Face au président, Monsieur C. a tenté de s’expliquer : « Ce jour-là, je n’étais pas très bien. J’ai eu des interventions assez dures, il manquait du matériel. J’ai fait remonter les informations, j’étais fatigué de cette situation. Je voulais que ça s’arrête. Je suis parti dans une dépression, ça fait 30 ans que je travaille. Il y a eu un différend entre nous. J’ai refusé de lui serrer la main et il m’a insulté ». Monsieur C. a ensuite expliqué : « En aucun cas, je voulais faire de mal ». Avant de conclure : « Je me suis excusé, j’ai fait le nécessaire pour ne pas en arriver là. »

De son côté, Monsieur A. a livré sa version des faits : « Je connais pas bien ce monsieur, il y a eu du changement. Je suis arrivé pour lui dire bonjour et il m’a répondu : «Non, casse-toi, j’ai pas envie de dire bonjour, rentre chez toi, casse-toi », gratuitement, je n’ai rien fait ». Il poursuit : « Il m’a pris avec ses deux poings par les vêtements. Il m’a fait pleurer comme un bébé, Monsieur le Président. J’ai jamais eu de problème avec le tribunal ni en France, ni à Monaco. Moi aussi j’ai mes problèmes, mais je ne vais pas frapper mes collègues. » L’avocate de Monsieur A. a insisté sur la nécessité d’excuses sincères, qualifiant les faits de « violences totalement gratuites ». Sans demander de dédommagement financier, la victime a simplement réclamé le versement d’un euro symbolique.

« Il a craqué émotionnellement »

L’avocat de Monsieur C., Me Campana, a pris la parole pour souligner la personnalité et les circonstances atténuantes en faveur de son client : « Il n’est pas armé pour vous répondre, pour se défendre. Il s’exprime mal, mais il est sincère dans ses excuses ». Me Campana a décrit Monsieur C. comme un travailleur acharné, titulaire de la médaille d’honneur du travail après 30 années de carrière irréprochable : « C’est un travailleur qui aime le travail bien fait », a t-il expliqué, insistant sur les tensions croissantes au sein des différentes équipes de la société et les conséquences d’un « choc générationnel ».

L’avocat a également évoqué l’usure mentale accumulée par son client, exacerbée par une intervention traumatisante en avril 2023. Cet accident, dans le tunnel Louis II, a entraîné la mort de trois femmes. En rentrant de soirée du Larvotto, le véhicule, roulant à 156 km/h, a percuté le muret de l’auditorium Rainier III. Ce jour-là, Monsieur C. avait été appelé sur les lieux de l’accident, où il avait dû ramasser les « débris humains » sans matériel adéquat. Son véhicule n’était pas équipé comme il le devrait, un manquement commis par l’équipe précédente. « Il a craqué émotionnellement » indique Me Campana.
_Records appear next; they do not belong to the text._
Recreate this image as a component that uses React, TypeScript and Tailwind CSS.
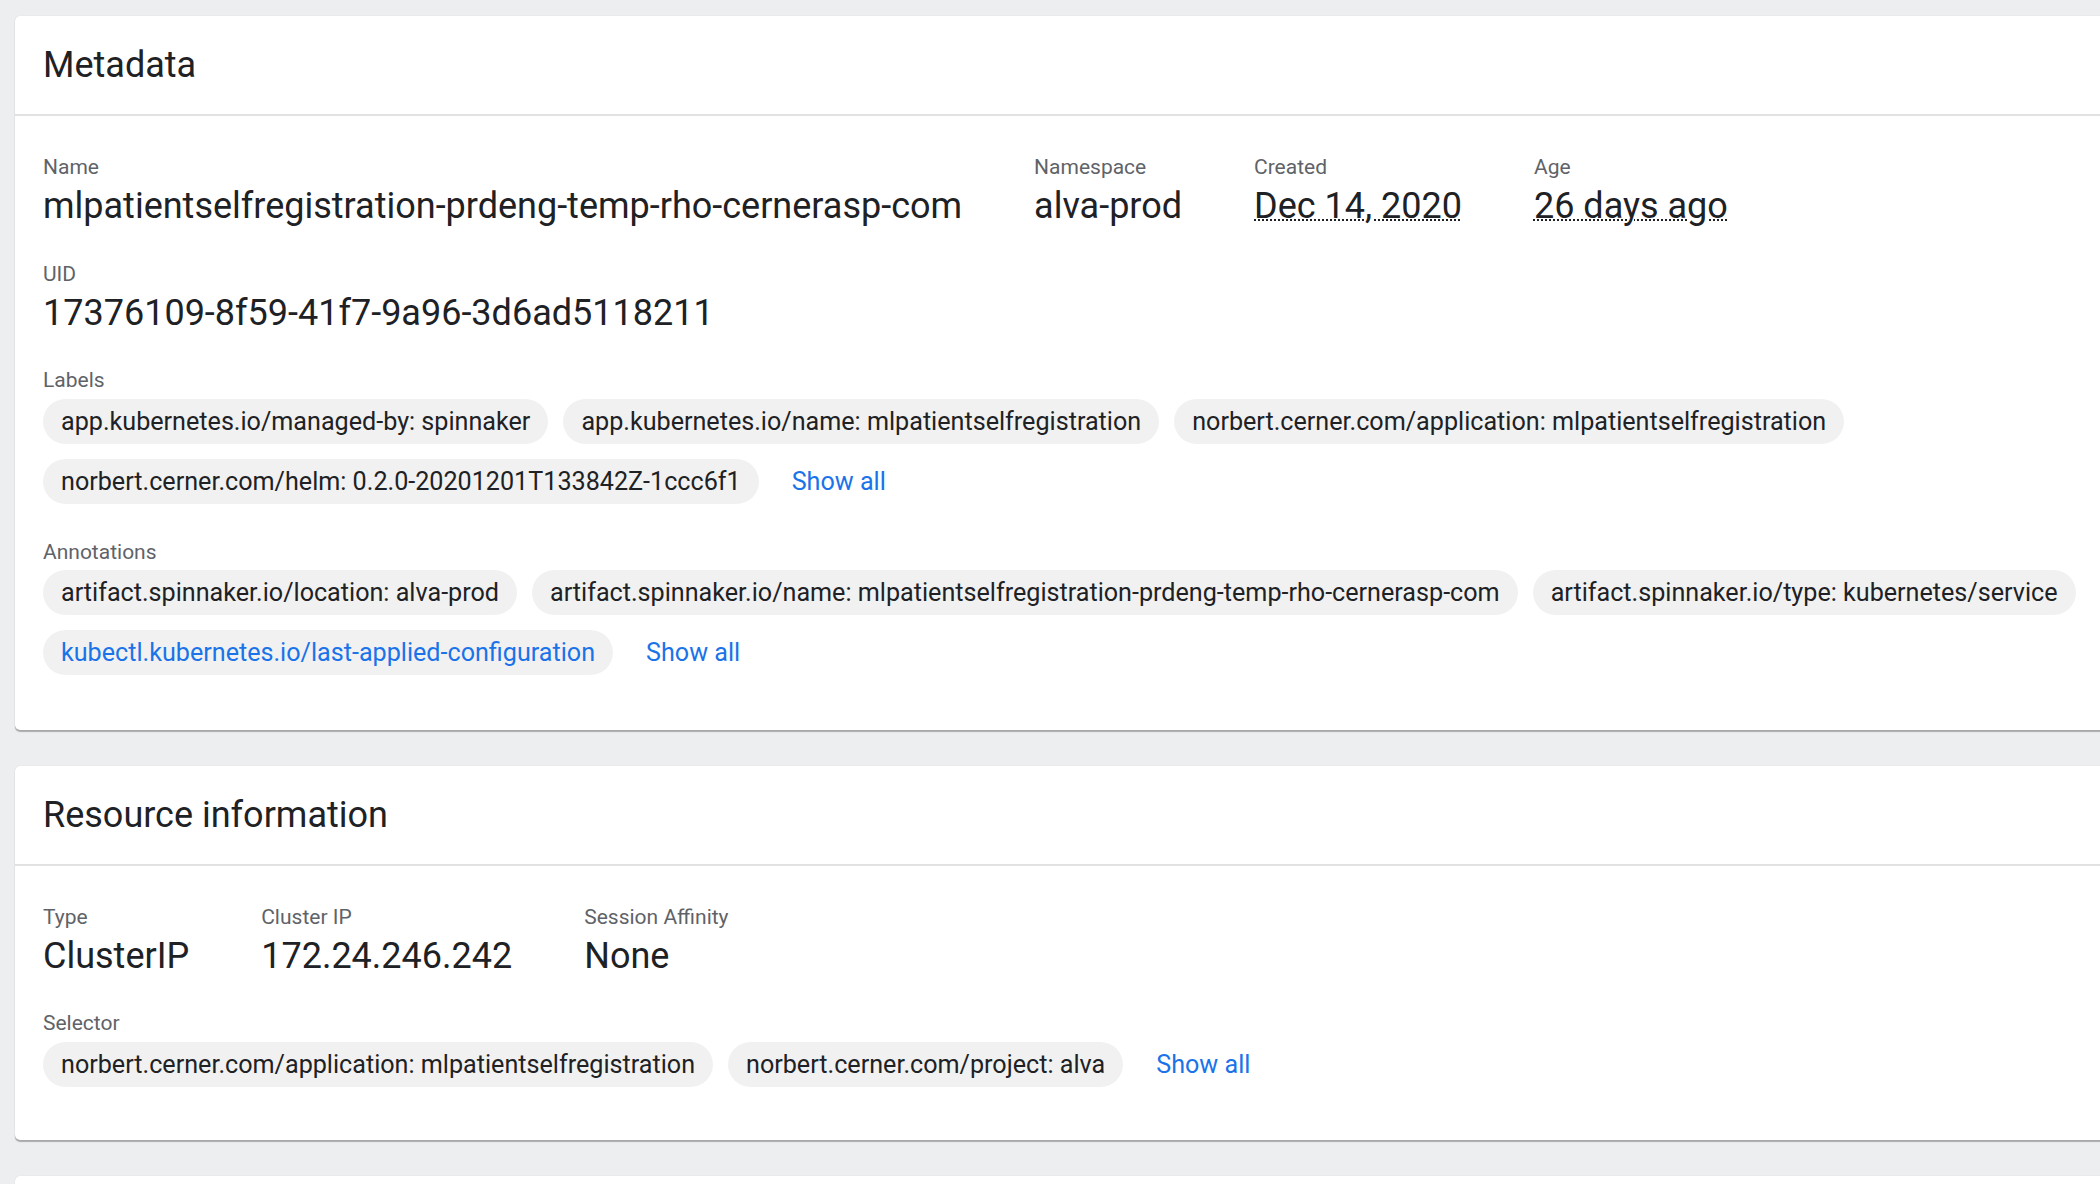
import React from "react";

const font = { fontFamily: "Roboto, 'Noto Sans', Arial, sans-serif" };

function Field({
  label,
  value,
  dotted,
}: {
  label: string;
  value: string;
  dotted?: boolean;
}) {
  return (
    <div className="flex flex-col">
      <div className="text-[21px] leading-[30px] text-[#5f6368]">{label}</div>
      <div
        className={
          dotted
            ? "text-[36px] leading-[48px] text-[#202124] underline decoration-dotted decoration-[2px] underline-offset-[1px]"
            : "text-[36px] leading-[48px] text-[#202124]"
        }
      >
        {value}
      </div>
    </div>
  );
}

function Chips({ items, link }: { items: { text: string; blue?: boolean }[]; link?: string }) {
  return (
    <div className="flex flex-wrap items-center gap-[15px]">
      {items.map((c) => (
        <span
          key={c.text}
          className={
            c.blue
              ? "h-[45px] flex items-center px-[18px] rounded-full bg-[#f1f1f1] text-[25.15px] text-[#1a73e8]"
              : "h-[45px] flex items-center px-[18px] rounded-full bg-[#f1f1f1] text-[25.15px] text-[#202124]"
          }
        >
          {c.text}
        </span>
      ))}
      {link && (
        <span className="ml-[18px] text-[25.15px] leading-[45px] text-[#1a73e8]">{link}</span>
      )}
    </div>
  );
}

function Card({
  title,
  last,
  children,
}: {
  title: string;
  last?: boolean;
  children: React.ReactNode;
}) {
  return (
    <section className="w-[2300px] ml-[15px] bg-white rounded-l-[5px] shadow-[0_2px_1px_rgba(0,0,0,0.28),0_0_1px_rgba(0,0,0,0.18)]">
      <div className="h-[100px] flex items-center px-[28px] border-b-2 border-[#e2e2e2]">
        <h2 className="text-[36px] text-[#202124] font-normal">{title}</h2>
      </div>
      <div className={last ? "px-[28px] pt-[36px] pb-[53px]" : "px-[28px] pt-[36px] pb-[55px]"}>
        {children}
      </div>
    </section>
  );
}

export default function App() {
  return (
    <div className="min-h-screen w-full overflow-hidden bg-[#edeef0] pt-[16px]" style={font}>
      <Card title="Metadata">
        <div className="flex gap-[72px]">
          <Field label="Name" value="mlpatientselfregistration-prdeng-temp-rho-cernerasp-com" />
          <Field label="Namespace" value="alva-prod" />
          <Field label="Created" value="Dec 14, 2020" dotted />
          <Field label="Age" value="26 days ago" dotted />
        </div>
        <div className="mt-[29px]">
          <Field label="UID" value="17376109-8f59-41f7-9a96-3d6ad5118211" />
        </div>
        <div className="mt-[28px] w-[2240px]">
          <div className="text-[21px] leading-[30px] text-[#5f6368] mb-[4px]">Labels</div>
          <Chips
            items={[
              { text: "app.kubernetes.io/managed-by: spinnaker" },
              { text: "app.kubernetes.io/name: mlpatientselfregistration" },
              { text: "norbert.cerner.com/application: mlpatientselfregistration" },
              { text: "norbert.cerner.com/helm: 0.2.0-20201201T133842Z-1ccc6f1" },
            ]}
            link="Show all"
          />
        </div>
        <div className="mt-[33px] w-[2240px]">
          <div className="text-[21px] leading-[30px] text-[#5f6368] mb-[3px]">Annotations</div>
          <Chips
            items={[
              { text: "artifact.spinnaker.io/location: alva-prod" },
              { text: "artifact.spinnaker.io/name: mlpatientselfregistration-prdeng-temp-rho-cernerasp-com" },
              { text: "artifact.spinnaker.io/type: kubernetes/service" },
              { text: "kubectl.kubernetes.io/last-applied-configuration", blue: true },
            ]}
            link="Show all"
          />
        </div>
      </Card>

      <div className="h-[36px]" />

      <Card title="Resource information" last>
        <div className="flex gap-[72px]">
          <Field label="Type" value="ClusterIP" />
          <Field label="Cluster IP" value="172.24.246.242" />
          <Field label="Session Affinity" value="None" />
        </div>
        <div className="mt-[28px] w-[2240px]">
          <div className="text-[21px] leading-[30px] text-[#5f6368] mb-[4px]">Selector</div>
          <Chips
            items={[
              { text: "norbert.cerner.com/application: mlpatientselfregistration" },
              { text: "norbert.cerner.com/project: alva" },
            ]}
            link="Show all"
          />
        </div>
      </Card>

      <div className="h-[36px]" />

      <section className="w-[2300px] ml-[15px] h-[200px] bg-white rounded-l-[5px] shadow-[0_0_1px_rgba(0,0,0,0.18)]" />
    </div>
  );
}
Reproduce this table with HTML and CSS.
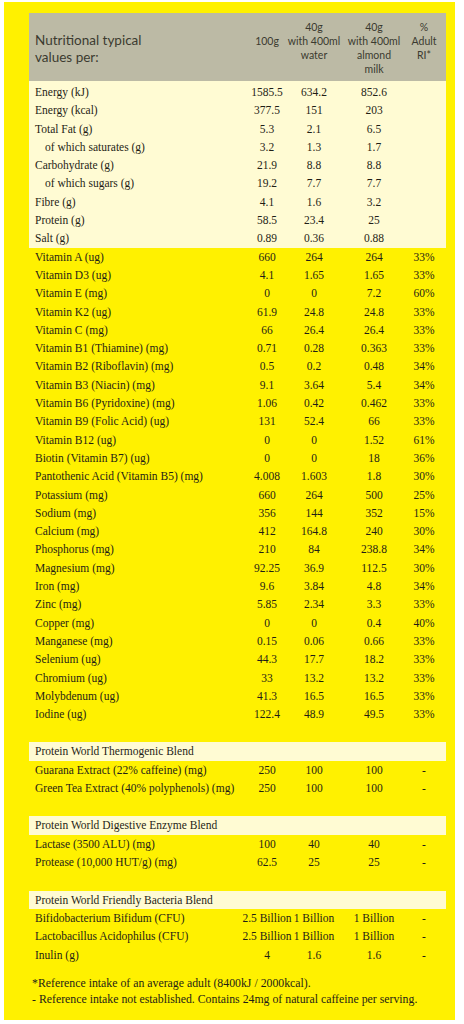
FILE: index.html
```html
<!DOCTYPE html>
<html lang="en">
<head>
<meta charset="UTF-8">
<meta name="viewport" content="width=device-width, initial-scale=1.0">
<title>Nutritional information</title>
<link rel="stylesheet" href="styles.css">
</head>
<body>

<div class="panel">

    <div class="grid head">
        <div class="title">Nutritional typical<br>values per:</div>
        <div class="col low"><span>100g</span></div>
        <div class="col"><span>40g</span><span>with 400ml</span><span>water</span></div>
        <div class="col"><span>40g</span><span>with 400ml</span><span>almond</span><span>milk</span></div>
        <div class="col"><span>%</span><span>Adult</span><span>RI*</span></div>
    </div>

    <div class="cream">
        <div class="grid row"><span class="name">Energy (kJ)</span><span>1585.5</span><span>634.2</span><span>852.6</span><span></span></div>
        <div class="grid row"><span class="name">Energy (kcal)</span><span>377.5</span><span>151</span><span>203</span><span></span></div>
        <div class="grid row"><span class="name">Total Fat (g)</span><span>5.3</span><span>2.1</span><span>6.5</span><span></span></div>
        <div class="grid row sub"><span class="name">of which saturates (g)</span><span>3.2</span><span>1.3</span><span>1.7</span><span></span></div>
        <div class="grid row"><span class="name">Carbohydrate (g)</span><span>21.9</span><span>8.8</span><span>8.8</span><span></span></div>
        <div class="grid row sub"><span class="name">of which sugars (g)</span><span>19.2</span><span>7.7</span><span>7.7</span><span></span></div>
        <div class="grid row"><span class="name">Fibre (g)</span><span>4.1</span><span>1.6</span><span>3.2</span><span></span></div>
        <div class="grid row"><span class="name">Protein (g)</span><span>58.5</span><span>23.4</span><span>25</span><span></span></div>
        <div class="grid row"><span class="name">Salt (g)</span><span>0.89</span><span>0.36</span><span>0.88</span><span></span></div>
    </div>

    <div class="grid row"><span class="name">Vitamin A (ug)</span><span>660</span><span>264</span><span>264</span><span>33%</span></div>
    <div class="grid row"><span class="name">Vitamin D3 (ug)</span><span>4.1</span><span>1.65</span><span>1.65</span><span>33%</span></div>
    <div class="grid row"><span class="name">Vitamin E (mg)</span><span>0</span><span>0</span><span>7.2</span><span>60%</span></div>
    <div class="grid row"><span class="name">Vitamin K2 (ug)</span><span>61.9</span><span>24.8</span><span>24.8</span><span>33%</span></div>
    <div class="grid row"><span class="name">Vitamin C (mg)</span><span>66</span><span>26.4</span><span>26.4</span><span>33%</span></div>
    <div class="grid row"><span class="name">Vitamin B1 (Thiamine) (mg)</span><span>0.71</span><span>0.28</span><span>0.363</span><span>33%</span></div>
    <div class="grid row"><span class="name">Vitamin B2 (Riboflavin) (mg)</span><span>0.5</span><span>0.2</span><span>0.48</span><span>34%</span></div>
    <div class="grid row"><span class="name">Vitamin B3 (Niacin) (mg)</span><span>9.1</span><span>3.64</span><span>5.4</span><span>34%</span></div>
    <div class="grid row"><span class="name">Vitamin B6 (Pyridoxine) (mg)</span><span>1.06</span><span>0.42</span><span>0.462</span><span>33%</span></div>
    <div class="grid row"><span class="name">Vitamin B9 (Folic Acid) (ug)</span><span>131</span><span>52.4</span><span>66</span><span>33%</span></div>
    <div class="grid row"><span class="name">Vitamin B12 (ug)</span><span>0</span><span>0</span><span>1.52</span><span>61%</span></div>
    <div class="grid row"><span class="name">Biotin (Vitamin B7) (ug)</span><span>0</span><span>0</span><span>18</span><span>36%</span></div>
    <div class="grid row"><span class="name">Pantothenic Acid (Vitamin B5) (mg)</span><span>4.008</span><span>1.603</span><span>1.8</span><span>30%</span></div>
    <div class="grid row"><span class="name">Potassium (mg)</span><span>660</span><span>264</span><span>500</span><span>25%</span></div>
    <div class="grid row"><span class="name">Sodium (mg)</span><span>356</span><span>144</span><span>352</span><span>15%</span></div>
    <div class="grid row"><span class="name">Calcium (mg)</span><span>412</span><span>164.8</span><span>240</span><span>30%</span></div>
    <div class="grid row"><span class="name">Phosphorus (mg)</span><span>210</span><span>84</span><span>238.8</span><span>34%</span></div>
    <div class="grid row"><span class="name">Magnesium (mg)</span><span>92.25</span><span>36.9</span><span>112.5</span><span>30%</span></div>
    <div class="grid row"><span class="name">Iron (mg)</span><span>9.6</span><span>3.84</span><span>4.8</span><span>34%</span></div>
    <div class="grid row"><span class="name">Zinc (mg)</span><span>5.85</span><span>2.34</span><span>3.3</span><span>33%</span></div>
    <div class="grid row"><span class="name">Copper (mg)</span><span>0</span><span>0</span><span>0.4</span><span>40%</span></div>
    <div class="grid row"><span class="name">Manganese (mg)</span><span>0.15</span><span>0.06</span><span>0.66</span><span>33%</span></div>
    <div class="grid row"><span class="name">Selenium (ug)</span><span>44.3</span><span>17.7</span><span>18.2</span><span>33%</span></div>
    <div class="grid row"><span class="name">Chromium (ug)</span><span>33</span><span>13.2</span><span>13.2</span><span>33%</span></div>
    <div class="grid row"><span class="name">Molybdenum (ug)</span><span>41.3</span><span>16.5</span><span>16.5</span><span>33%</span></div>
    <div class="grid row"><span class="name">Iodine (ug)</span><span>122.4</span><span>48.9</span><span>49.5</span><span>33%</span></div>

    <div class="blend">
        <div class="band">Protein World Thermogenic Blend</div>
        <div class="grid row"><span class="name">Guarana Extract (22% caffeine) (mg)</span><span>250</span><span>100</span><span>100</span><span>-</span></div>
        <div class="grid row"><span class="name">Green Tea Extract (40% polyphenols) (mg)</span><span>250</span><span>100</span><span>100</span><span>-</span></div>
    </div>

    <div class="blend">
        <div class="band">Protein World Digestive Enzyme Blend</div>
        <div class="grid row"><span class="name">Lactase (3500 ALU) (mg)</span><span>100</span><span>40</span><span>40</span><span>-</span></div>
        <div class="grid row"><span class="name">Protease (10,000 HUT/g) (mg)</span><span>62.5</span><span>25</span><span>25</span><span>-</span></div>
    </div>

    <div class="blend">
        <div class="band">Protein World Friendly Bacteria Blend</div>
        <div class="grid row"><span class="name">Bifidobacterium Bifidum (CFU)</span><span>2.5 Billion</span><span>1 Billion</span><span>1 Billion</span><span>-</span></div>
        <div class="grid row"><span class="name">Lactobacillus Acidophilus (CFU)</span><span>2.5 Billion</span><span>1 Billion</span><span>1 Billion</span><span>-</span></div>
        <div class="grid row"><span class="name">Inulin (g)</span><span>4</span><span>1.6</span><span>1.6</span><span>-</span></div>
    </div>

    <div class="notes">
        <p>*Reference intake of an average adult (8400kJ / 2000kcal).</p>
        <p>- Reference intake not established. Contains 24mg of natural caffeine per serving.</p>
    </div>

</div>

</body>
</html>
```

FILE: styles.css
```css
body {
    margin: 0;
    background-color: #ffffff;
    font-family: "Liberation Serif", serif;
    color: #1f1e16;
}

.panel {
    width: 451px;
    height: 1018px;
    margin: 2px 0 0 4px;
    padding: 11px 9px 0 25px;
    box-sizing: border-box;
    background-color: #fff100;
}

.grid {
    display: grid;
    grid-template-columns: 1fr 50px 44px 76px 24px;
    padding: 0 10px 0 6px;
}

/* header */
.head {
    height: 68px;
    padding-top: 7px;
    box-sizing: border-box;
    background-color: #bcbaa5;
    font-family: Lato, "Liberation Sans", sans-serif;
    color: #3b3a30;
    align-items: start;
}

.head .title {
    font-size: 13.5px;
    line-height: 17px;
    padding-top: 12px;
}

.head .col {
    display: flex;
    flex-direction: column;
    align-items: center;
    font-size: 10.5px;
    line-height: 14px;
    white-space: nowrap;
}

.head .col.low {
    padding-top: 14px;
}

/* rows */
.cream {
    background-color: #fffbd3;
    padding-top: 2px;
}

.row {
    font-size: 11.5px;
    line-height: 18.3px;
}

.row span {
    display: flex;
    justify-content: center;
    white-space: nowrap;
}

.row span.name {
    display: block;
}

.row.sub .name {
    padding-left: 10px;
}

/* blends */
.blend {
    margin-top: 19px;
}

.band {
    background-color: #fffbd3;
    font-size: 11.5px;
    line-height: 18.5px;
    padding-left: 6px;
}

/* footnotes */
.notes {
    margin-top: 11px;
    padding-left: 3px;
    font-size: 11.8px;
    line-height: 16px;
}

.notes p {
    margin: 0;
}
```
Enfin, l’avocat a détaillé les démarches entreprises par son client pour se contenir et soigner son état de santé fragile : « Il a tout de suite pris des traitements, des médicaments, des séances chez des spécialistes. Il en a pris conscience. Cet événement est exceptionnel ». Cette plaidoirie, empreinte de compassion et de reconnaissance pour le parcours professionnel de Monsieur C., a bouleversé ce dernier. Il s’est effondré en larmes lors de sa dernière intervention à la barre, incapable de contenir son émotion face au rappel des faits. 

Le procureur a, lui aussi, relativisé les faits, estimant que l’ITT de six jours pouvait paraître exagérée : « Je ne constate pas de lésions. Il n’est pas question ici de violences physiques graves», tout en rappelant que Monsieur A. était bien victime dans cette affaire.

Le tribunal a reconnu la culpabilité de Monsieur C. Il a été condamné à 800 euros d’amende, à verser un euro symbolique à Monsieur A. et à payer 800 euros pour les frais d’avocat.